Bank-fintech partnerships have transformed the financial services landscape, creating new opportunities and challenges for traditional banking institutions and innovative technology companies alike.
In a typical arrangement, a technology company delivers innovative approaches to help banks offer regulated products and services. From referral agreements to application programming interface-powered wallets, investing and credit products, and embedded finance integrations, a fintech company and a bank leverage their comparative advantages to lower costs, increase convenience, and expand financial opportunities for consumers.

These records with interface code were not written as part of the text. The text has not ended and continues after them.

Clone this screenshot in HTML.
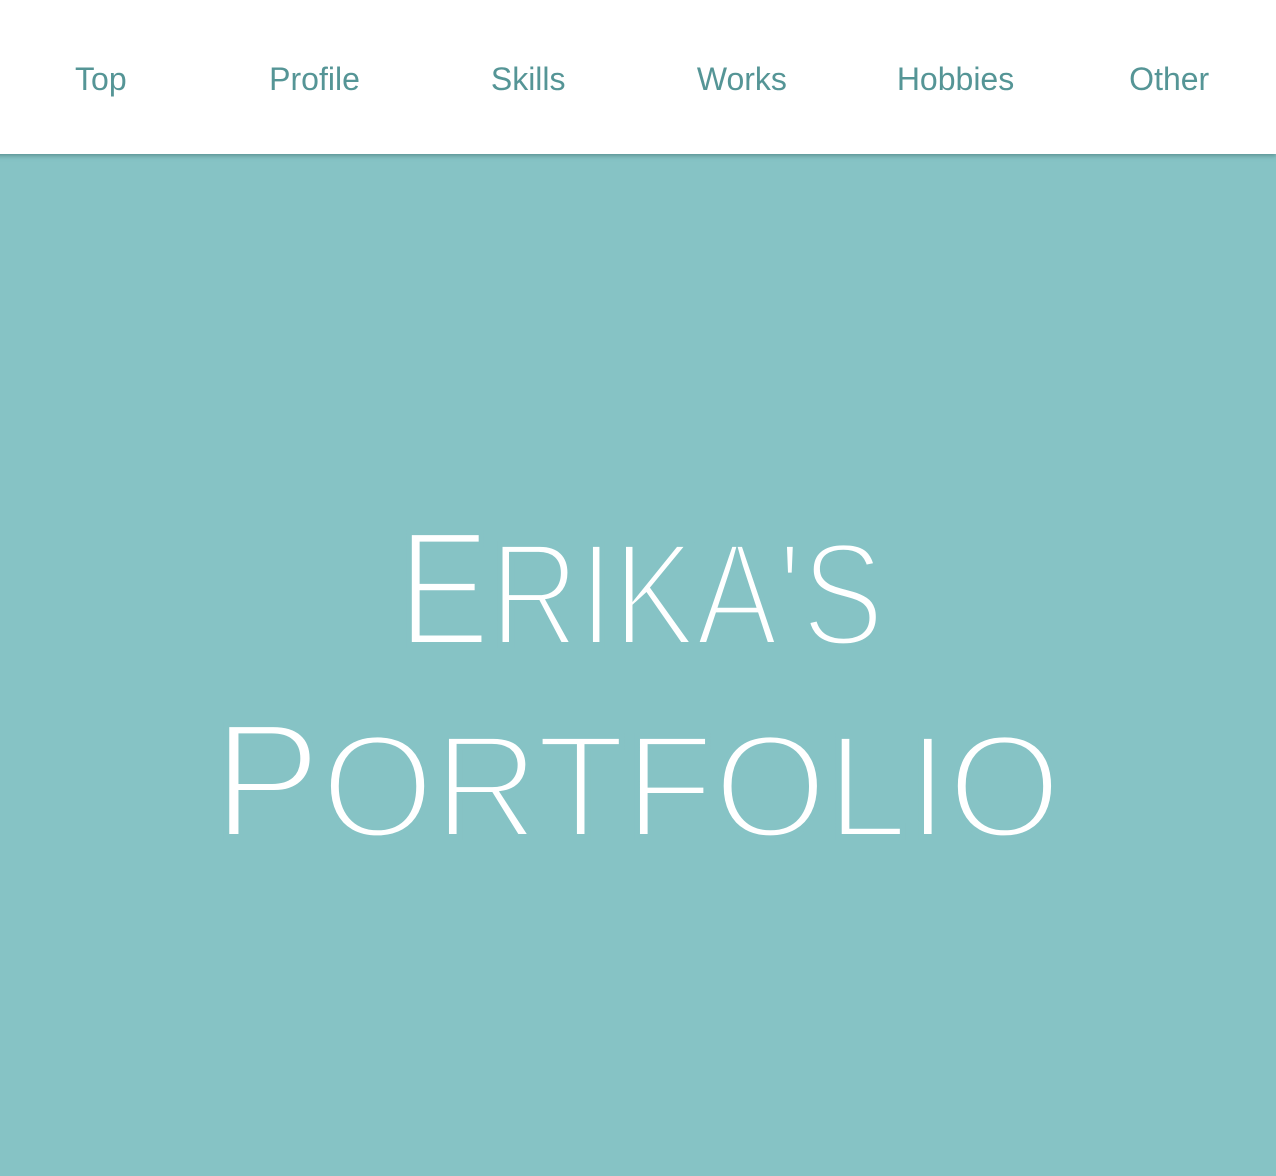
<!DOCTYPE html>
<html><head><meta charset="utf-8"><style>
html,body{margin:0;padding:0;width:1276px;height:1176px;overflow:hidden;background:#86c3c5;}
nav{position:absolute;left:-6px;top:0;width:1282px;height:154px;background:#fff;box-shadow:0 2px 4px rgba(60,110,110,.55);display:flex;z-index:2}
nav a{flex:1;text-align:center;font-family:"Liberation Sans",sans-serif;font-size:32px;color:#559596;text-decoration:none;line-height:158px;}
svg{position:absolute;left:0;top:0}
</style></head><body>
<nav><a>Top</a><a>Profile</a><a>Skills</a><a>Works</a><a>Hobbies</a><a>Other</a></nav>
<svg width="1276" height="1176">
<g fill="#fff" stroke="#86c3c5" stroke-width="6" font-family="Liberation Sans, sans-serif">
<text x="398" y="645" textLength="486" lengthAdjust="spacingAndGlyphs"><tspan font-size="164">E</tspan><tspan font-size="147">RIKA'S</tspan></text>
<text x="213" y="837" textLength="848" lengthAdjust="spacingAndGlyphs"><tspan font-size="164">P</tspan><tspan font-size="147">ORTFOLIO</tspan></text>
</g></svg>
</body></html>
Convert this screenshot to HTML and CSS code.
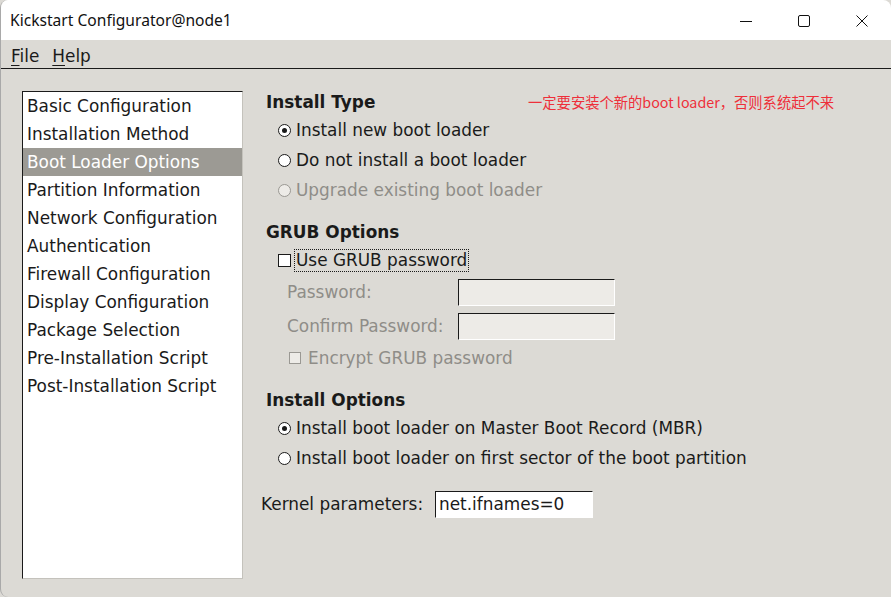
FILE: index.html
```html
<!DOCTYPE html>
<html>
<head>
<meta charset="utf-8">
<link rel="stylesheet" href="styles.css">
</head>
<body>
<div class="window">
  <div class="titlebar">
    <span class="title">Kickstart Configurator@node1</span>
    <div class="controls">
      <svg class="ctl" width="14" height="14" viewBox="0 0 14 14"><path d="M1 7.5H13" stroke="#111" stroke-width="1"/></svg>
      <svg class="ctl" width="14" height="14" viewBox="0 0 14 14"><rect x="1.5" y="1.5" width="11" height="11" rx="1.5" fill="none" stroke="#111" stroke-width="1"/></svg>
      <svg class="ctl" width="14" height="14" viewBox="0 0 14 14"><path d="M1.5 1.5L12.5 12.5M12.5 1.5L1.5 12.5" stroke="#111" stroke-width="1"/></svg>
    </div>
  </div>
  <div class="menubar">
    <span class="menu"><u>F</u>ile</span>
    <span class="menu"><u>H</u>elp</span>
  </div>
  <div class="body">
    <div class="list">
      <div class="item">Basic Configuration</div>
      <div class="item">Installation Method</div>
      <div class="item selected">Boot Loader Options</div>
      <div class="item">Partition Information</div>
      <div class="item">Network Configuration</div>
      <div class="item">Authentication</div>
      <div class="item">Firewall Configuration</div>
      <div class="item">Display Configuration</div>
      <div class="item">Package Selection</div>
      <div class="item">Pre-Installation Script</div>
      <div class="item">Post-Installation Script</div>
    </div>
    <div class="panel">
      <div class="heading first">Install Type <span class="note">一定要安装个新的boot loader，否则系统起不来</span></div>
      <div class="row opt"><span class="radio checked"></span>Install new boot loader</div>
      <div class="row opt"><span class="radio"></span>Do not install a boot loader</div>
      <div class="row opt disabled"><span class="radio dis"></span>Upgrade existing boot loader</div>

      <div class="heading grub">GRUB Options</div>
      <div class="row check"><span class="box"></span><span class="focus">Use GRUB password</span></div>
      <div class="row field disabled"><span class="flabel">Password:</span><span class="entry dis"></span></div>
      <div class="row field disabled"><span class="flabel">Confirm Password:</span><span class="entry dis"></span></div>
      <div class="row encrypt disabled"><span class="box small dis"></span>Encrypt GRUB password</div>

      <div class="heading opts">Install Options</div>
      <div class="row opt"><span class="radio checked"></span>Install boot loader on Master Boot Record (MBR)</div>
      <div class="row opt"><span class="radio"></span>Install boot loader on first sector of the boot partition</div>

      <div class="row kernel"><span class="klabel">Kernel parameters:</span><span class="entry kentry">net.ifnames=0</span></div>
    </div>
  </div>
</div>
</body>
</html>
```

FILE: styles.css
```css
html, body {
  margin: 0;
  padding: 0;
  background: #dcdad5;
}
.window {
  width: 891px;
  height: 597px;
  box-sizing: border-box;
  border-left: 1px solid #a9a9a9;
  border-radius: 8px 8px 0 8px;
  overflow: hidden;
  display: flex;
  flex-direction: column;
  background: #dcdad5;
  font-family: "DejaVu Sans", sans-serif;
  font-size: 16.9px;
  color: #1a1a1a;
}
.titlebar {
  height: 40px;
  flex: none;
  background: #ffffff;
  display: flex;
  align-items: center;
  justify-content: space-between;
}
.title {
  font-family: "Noto Sans", sans-serif;
  font-size: 15.6px;
  color: #111;
  padding-left: 9px;
  padding-bottom: 1px;
}
.controls {
  display: flex;
  align-items: center;
  gap: 44px;
  padding-right: 22px;
  padding-top: 1px;
}
.ctl { display: block; }
.menubar {
  height: 29px;
  flex: none;
  box-sizing: border-box;
  padding-top: 3px;
  border-bottom: 1px solid #1a1a1a;
  display: flex;
  align-items: center;
  gap: 13px;
  padding-left: 10px;
}
.menu { color: #1a1a1a; }
.menu u { text-decoration-thickness: 1px; text-underline-offset: 3px; }
.body {
  flex: 1;
  display: flex;
  align-items: flex-start;
  padding: 22px 0 0 21px;
}
.list {
  width: 221px;
  height: 488px;
  box-sizing: border-box;
  padding-top: 1px;
  background: #fff;
  border-top: 1px solid #1a1a1a;
  border-left: 1px solid #1a1a1a;
  border-right: 1px solid #c4c2bc;
  border-bottom: 1px solid #c4c2bc;
  box-shadow: inset -1px -1px 0 #ffffff;
  flex: none;
}
.item {
  height: 28px;
  line-height: 28px;
  padding-left: 4px;
  white-space: nowrap;
  color: #1a1a1a;
}
.item:first-child { height: 27px; line-height: 27px; }
.item.selected {
  background: #9c9a94;
  color: #ffffff;
}
.panel {
  margin-left: 23px;
  margin-top: -3px;
  display: flex;
  flex-direction: column;
  width: 600px;
}
.heading {
  height: 27px;
  display: flex;
  align-items: center;
  font-weight: bold;
  position: relative;
}
.heading.grub { margin-top: 13px; height: 28px; }
.heading.opts { margin-top: 14px; }
.note {
  position: absolute;
  left: 262px;
  top: 3px;
  font-family: "Noto Sans CJK SC", "Microsoft YaHei", sans-serif;
  font-weight: normal;
  font-size: 14.3px;
  color: #ee2f3a;
  white-space: nowrap;
}
.row {
  display: flex;
  align-items: center;
  white-space: nowrap;
}
.opt { height: 30px; padding-left: 12px; }
.disabled { color: #8f8d88; }
.radio {
  width: 11px;
  height: 11px;
  border: 1px solid #1a1a1a;
  border-radius: 50%;
  background: #fff;
  margin-right: 5px;
  display: inline-flex;
  align-items: center;
  justify-content: center;
  flex: none;
}
.radio.checked::after {
  content: "";
  width: 5px;
  height: 5px;
  border-radius: 50%;
  background: #1a1a1a;
}
.radio.dis {
  border-color: #9a9893;
  background: #edebe7;
}
.check { height: 28px; padding-left: 12px; }
.box {
  width: 11px;
  height: 11px;
  border: 1px solid #1a1a1a;
  background: #fff;
  flex: none;
  margin-right: 3px;
}
.box.small {
  width: 10px;
  height: 10px;
  margin-right: 7px;
}
.box.dis {
  border-color: #9a9893;
  background: #edebe7;
}
.focus {
  border: 1px dotted #1a1a1a;
  padding: 0 1px 1px 1px;
  line-height: 20px;
}
.field {
  height: 32px;
  margin-top: 2px;
  padding-left: 21px;
}
.flabel {
  width: 171px;
  flex: none;
}
.entry {
  box-sizing: border-box;
  width: 157px;
  height: 27px;
  border-top: 1px solid #1a1a1a;
  border-left: 1px solid #1a1a1a;
  border-right: 1px solid #ffffff;
  border-bottom: 1px solid #ffffff;
  background: #fff;
  flex: none;
}
.entry.dis { background: #edebe7; }
.encrypt {
  height: 28px;
  margin-top: 2px;
  padding-left: 23px;
}
.kernel {
  height: 32px;
  margin-top: 15px;
  margin-left: -5px;
}
.klabel {
  width: 174px;
  flex: none;
}
.kentry {
  width: 158px;
  display: flex;
  align-items: center;
  padding-left: 3px;
  color: #1a1a1a;
}
```
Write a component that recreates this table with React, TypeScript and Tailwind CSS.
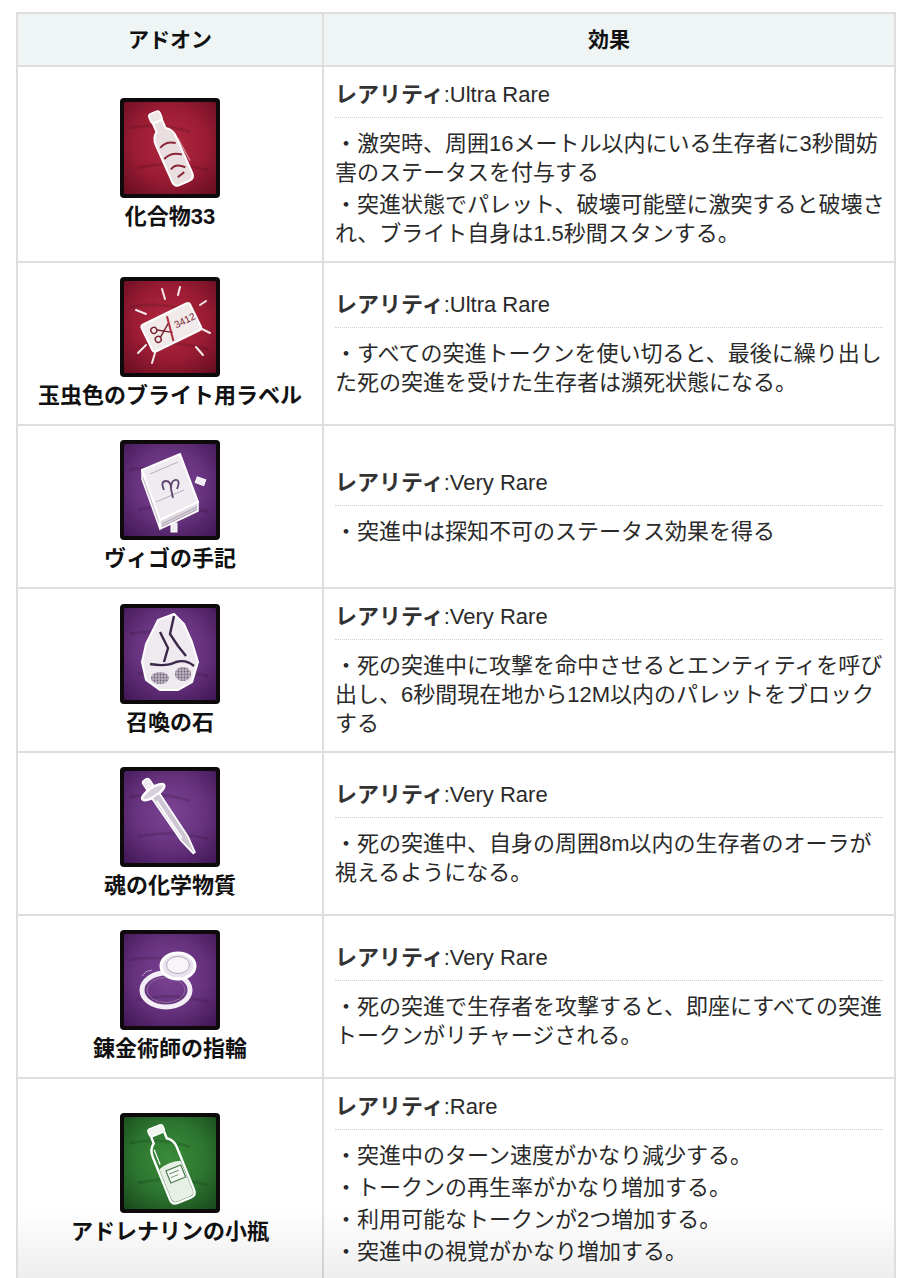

The compliance environment for these bank-fintech partnerships is rapidly evolving. In particular, the regulatory focus on the anti-money laundering (AML) compliance in such arrangements has intensified, with recent enforcement actions, consent decrees, and federal guidance underscoring the risks to both banks and fintech providers.
In light of the more robust scrutiny, banks are increasingly requiring fintech partners meet stricter standards, including requiring them to implement more intensive AML policies and procedures than would otherwise be required of nonbank entities. Partnership agreements frequently give banks the right to review and audit the compliance procedures of their fintech partners—and regulators have made clear, through the recent spate of enforcement actions, that they expect banks to exercise that right. Fintech partners should be prepared for such reviews and audits to occur with increased frequency and stringency.
Top 5 Things to Know
- Banks are under pressure to manage third-party risk—especially with fintech offerings. Guidance from the federal banking regulators in recent years has made clear that banks can’t outsource AML or Bank Secrecy Act (BSA) compliance to their fintech partners. The federal bank regulators have steadily built out guidance and examination criteria focused on banking organizations’ ability to effectively manage risks associated with third-party relationships in general and fintech partnerships in particular. As a result, banks are being more selective in choosing fintech partners and are tightening oversight of existing fintech relationships, including by enforcing their contractual rights to audit or approve fintech compliance programs—especially for partners involved with AML-relevant functions.
- AML expectations now frequently go well beyond what’s legally required. Many early-stage fintechs aren’t directly subject to the BSA, but banks are more frequently requiring that their fintech partner’s AML program align with bank standards. Even fintechs that are money services businesses (MSBs) have less-robust BSA obligations than banks, which are subject to the highest degree of compliance obligations under the BSA. Whatever is required of your fintech under the law is not the end of the story in today’s environment. That’s because your banking partners may refuse to continue working with you unless your AML program and procedures are up to snuff.
- Bank audits are happening more frequently. Many agreements between fintechs and their banking partners give the bank the right to audit their partners’ compliance programs. With growing regulatory pressure to oversee fintech partnerships, banks are enforcing those contractual provisions more frequently. Bank audits of their fintech partners are also more robust than ever.
- Recent enforcement actions show what’s at stake. Regulatory action against Evolve Bank, Blue Ridge Bank, and others demonstrate how gaps in oversight and AML controls can disrupt entire bank-fintech partnerships. This recent wave of bank regulatory enforcement has set new expectations and caused banks that work with fintechs to revisit prior practice. Banks that work frequently with fintechs are on high alert and are seeking to tighten up BSA/AML compliance to minimize the risk of regulatory scrutiny.
- Your compliance posture can be a competitive advantage. In light of the above-described regulatory scrutiny, some banks are proactively withdrawing from partnerships with fintechs altogether, citing the burdens of meeting evolving regulatory standards. Indeed, recent banking industry reporting suggests that it is becoming more difficult for fintechs to find partner banks as more exit the space. Even those banks remaining in the space are becoming more discerning. A right-sized, documented AML program is increasingly part of what earns—and keeps—a seat at the table.
What to Do Now
- Reevaluate your current policies and revisit your contractual obligations. Assess whether your policies and procedures are aligned with your bank partner’s compliance expectations—and whether your contracts reflect current regulatory norms. Ensure your AML program is properly tailored to the risks associated with your specific products, services, customer types, and transaction volumes, and includes sufficient risk assessment, due diligence, monitoring, and reporting mechanisms that satisfy your bank partner’s requirements.
- Make sure your policies are actionable. A written policy isn’t enough—make sure it’s actionable and aligned with your operations. Build out internal processes and documentation that can withstand bank audits or requests for compliance testing. Establishing clear channels of communication and responsible parties within your organization can greatly improve oversight.
The Bottom Line
Fintechs who depend on bank partnerships need to understand that AML expectations have changed. Startups that take AML compliance seriously will be better positioned to grow, partner, and raise capital in today’s environment.